## TASK TO CARRY OUT
Up to and including the line with "import React from 'react';", write out the listing from its first line, minus the pictures.
▬▬▬
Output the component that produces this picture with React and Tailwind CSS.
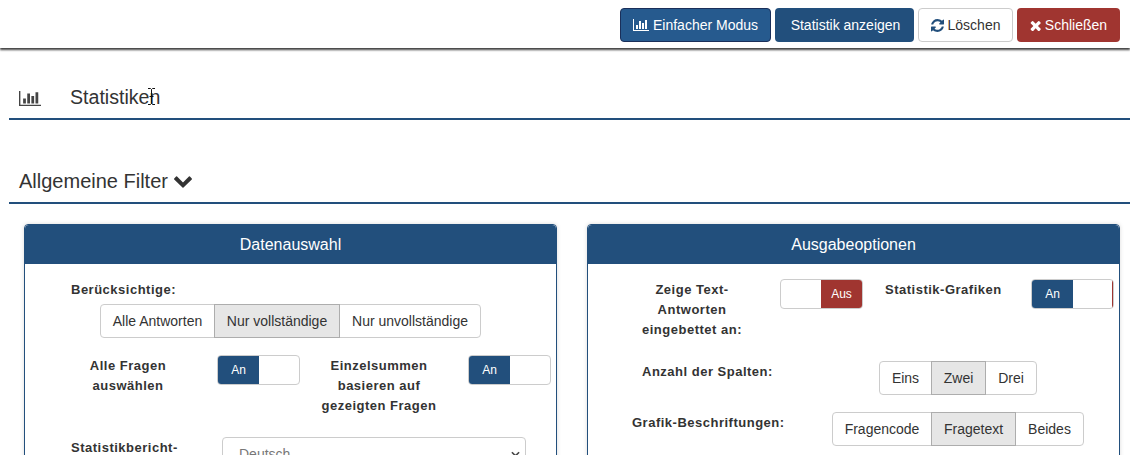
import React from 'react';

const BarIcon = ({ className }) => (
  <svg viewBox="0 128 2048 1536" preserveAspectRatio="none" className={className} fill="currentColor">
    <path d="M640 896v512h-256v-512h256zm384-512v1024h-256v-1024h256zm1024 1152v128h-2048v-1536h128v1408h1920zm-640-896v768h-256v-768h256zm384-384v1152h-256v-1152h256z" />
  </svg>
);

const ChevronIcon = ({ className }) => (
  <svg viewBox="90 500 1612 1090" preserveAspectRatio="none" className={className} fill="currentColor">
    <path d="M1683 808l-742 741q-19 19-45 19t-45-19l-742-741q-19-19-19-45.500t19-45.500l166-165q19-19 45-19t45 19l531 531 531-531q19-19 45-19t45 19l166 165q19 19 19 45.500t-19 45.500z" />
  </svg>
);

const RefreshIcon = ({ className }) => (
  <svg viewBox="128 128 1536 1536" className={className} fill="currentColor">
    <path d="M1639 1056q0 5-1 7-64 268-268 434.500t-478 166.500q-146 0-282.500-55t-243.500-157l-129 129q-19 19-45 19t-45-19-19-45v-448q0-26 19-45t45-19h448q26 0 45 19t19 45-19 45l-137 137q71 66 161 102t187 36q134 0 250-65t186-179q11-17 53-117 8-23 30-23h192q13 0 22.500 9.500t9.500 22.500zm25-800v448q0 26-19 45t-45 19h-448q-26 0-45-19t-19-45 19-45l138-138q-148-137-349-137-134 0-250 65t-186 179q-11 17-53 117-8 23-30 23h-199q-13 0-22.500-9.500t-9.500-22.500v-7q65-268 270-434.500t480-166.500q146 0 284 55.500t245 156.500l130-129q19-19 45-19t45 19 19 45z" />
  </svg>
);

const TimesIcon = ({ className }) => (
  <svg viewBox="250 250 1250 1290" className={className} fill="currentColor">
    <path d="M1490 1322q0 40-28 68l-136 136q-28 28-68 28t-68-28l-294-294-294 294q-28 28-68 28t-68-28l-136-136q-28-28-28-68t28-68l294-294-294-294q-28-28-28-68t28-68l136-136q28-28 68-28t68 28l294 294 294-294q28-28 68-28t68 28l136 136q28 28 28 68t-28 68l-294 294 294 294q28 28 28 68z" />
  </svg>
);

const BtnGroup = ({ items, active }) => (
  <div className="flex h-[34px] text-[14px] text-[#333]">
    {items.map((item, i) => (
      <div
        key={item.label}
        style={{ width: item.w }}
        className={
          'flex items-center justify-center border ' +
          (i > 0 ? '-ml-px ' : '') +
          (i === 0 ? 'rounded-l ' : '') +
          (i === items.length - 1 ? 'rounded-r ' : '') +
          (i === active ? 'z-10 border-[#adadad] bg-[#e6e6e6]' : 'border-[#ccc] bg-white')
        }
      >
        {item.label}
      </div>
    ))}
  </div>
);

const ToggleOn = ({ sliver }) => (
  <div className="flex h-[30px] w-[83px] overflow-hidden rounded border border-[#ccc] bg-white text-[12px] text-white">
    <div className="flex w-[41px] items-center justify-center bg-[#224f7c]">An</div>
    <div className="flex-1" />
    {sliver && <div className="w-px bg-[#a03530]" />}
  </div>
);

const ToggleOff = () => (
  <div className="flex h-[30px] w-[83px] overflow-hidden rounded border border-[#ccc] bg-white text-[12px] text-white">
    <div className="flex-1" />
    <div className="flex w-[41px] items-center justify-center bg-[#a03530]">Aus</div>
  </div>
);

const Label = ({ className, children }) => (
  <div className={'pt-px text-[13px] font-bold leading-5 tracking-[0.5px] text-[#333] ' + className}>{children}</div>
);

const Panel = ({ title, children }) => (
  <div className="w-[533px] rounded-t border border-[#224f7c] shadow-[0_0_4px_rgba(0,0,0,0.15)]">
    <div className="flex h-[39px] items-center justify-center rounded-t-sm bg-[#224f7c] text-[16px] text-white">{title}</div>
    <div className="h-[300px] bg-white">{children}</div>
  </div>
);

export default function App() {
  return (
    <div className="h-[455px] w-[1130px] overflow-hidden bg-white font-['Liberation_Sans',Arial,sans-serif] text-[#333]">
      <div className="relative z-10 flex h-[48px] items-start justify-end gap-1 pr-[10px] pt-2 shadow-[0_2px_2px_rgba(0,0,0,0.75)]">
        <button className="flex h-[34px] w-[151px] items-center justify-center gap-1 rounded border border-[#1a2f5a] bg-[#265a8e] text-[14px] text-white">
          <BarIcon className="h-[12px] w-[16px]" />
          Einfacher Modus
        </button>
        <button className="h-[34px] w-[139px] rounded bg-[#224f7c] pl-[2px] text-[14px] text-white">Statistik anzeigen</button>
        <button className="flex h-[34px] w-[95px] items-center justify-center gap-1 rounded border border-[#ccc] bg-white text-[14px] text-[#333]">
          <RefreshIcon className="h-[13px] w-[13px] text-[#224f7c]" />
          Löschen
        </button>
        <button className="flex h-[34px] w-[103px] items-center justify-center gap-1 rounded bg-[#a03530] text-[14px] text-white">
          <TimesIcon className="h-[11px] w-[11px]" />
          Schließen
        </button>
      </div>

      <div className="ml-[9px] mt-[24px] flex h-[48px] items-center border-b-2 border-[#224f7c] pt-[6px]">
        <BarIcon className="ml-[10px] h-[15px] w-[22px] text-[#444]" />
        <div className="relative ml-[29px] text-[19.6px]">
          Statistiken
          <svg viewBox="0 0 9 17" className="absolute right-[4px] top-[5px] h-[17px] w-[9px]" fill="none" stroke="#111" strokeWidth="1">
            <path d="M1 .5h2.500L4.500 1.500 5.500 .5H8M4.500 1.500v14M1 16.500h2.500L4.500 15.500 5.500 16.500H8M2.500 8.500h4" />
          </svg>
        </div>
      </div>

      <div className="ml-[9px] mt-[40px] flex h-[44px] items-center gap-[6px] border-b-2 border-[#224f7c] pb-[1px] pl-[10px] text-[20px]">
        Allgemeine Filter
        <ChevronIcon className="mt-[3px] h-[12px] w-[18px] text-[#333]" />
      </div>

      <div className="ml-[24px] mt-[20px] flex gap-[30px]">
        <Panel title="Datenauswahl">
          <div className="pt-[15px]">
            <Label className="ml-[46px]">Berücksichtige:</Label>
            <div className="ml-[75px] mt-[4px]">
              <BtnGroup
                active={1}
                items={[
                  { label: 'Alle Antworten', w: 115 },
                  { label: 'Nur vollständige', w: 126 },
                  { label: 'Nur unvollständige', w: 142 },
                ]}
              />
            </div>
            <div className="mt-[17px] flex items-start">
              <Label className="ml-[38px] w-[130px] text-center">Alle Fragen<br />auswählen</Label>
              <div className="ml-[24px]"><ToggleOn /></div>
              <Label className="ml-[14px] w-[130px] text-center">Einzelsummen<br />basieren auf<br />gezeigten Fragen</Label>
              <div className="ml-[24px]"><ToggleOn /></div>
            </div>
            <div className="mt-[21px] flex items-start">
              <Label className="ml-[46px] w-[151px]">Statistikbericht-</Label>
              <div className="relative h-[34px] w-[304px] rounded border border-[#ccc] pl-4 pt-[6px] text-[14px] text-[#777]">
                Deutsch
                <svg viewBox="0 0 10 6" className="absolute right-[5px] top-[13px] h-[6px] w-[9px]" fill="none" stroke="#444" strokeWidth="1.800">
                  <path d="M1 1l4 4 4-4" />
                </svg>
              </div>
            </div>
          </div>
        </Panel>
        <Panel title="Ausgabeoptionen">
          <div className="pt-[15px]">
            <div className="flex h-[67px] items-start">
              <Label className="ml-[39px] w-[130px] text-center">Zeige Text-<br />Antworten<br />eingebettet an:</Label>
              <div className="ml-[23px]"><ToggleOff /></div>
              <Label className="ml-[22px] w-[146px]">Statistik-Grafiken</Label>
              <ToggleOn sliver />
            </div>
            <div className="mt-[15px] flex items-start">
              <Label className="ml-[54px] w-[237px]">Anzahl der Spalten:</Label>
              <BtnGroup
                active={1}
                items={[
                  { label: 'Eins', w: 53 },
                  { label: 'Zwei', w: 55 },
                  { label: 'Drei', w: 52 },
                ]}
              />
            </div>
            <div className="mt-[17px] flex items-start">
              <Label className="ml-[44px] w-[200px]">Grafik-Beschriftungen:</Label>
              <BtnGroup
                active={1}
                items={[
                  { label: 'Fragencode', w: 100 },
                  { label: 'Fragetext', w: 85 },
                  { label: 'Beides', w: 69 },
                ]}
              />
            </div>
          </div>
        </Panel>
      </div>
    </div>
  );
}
▬▬▬
## SOLUTION
Output the component that produces this picture with React and Tailwind CSS.
import React from 'react';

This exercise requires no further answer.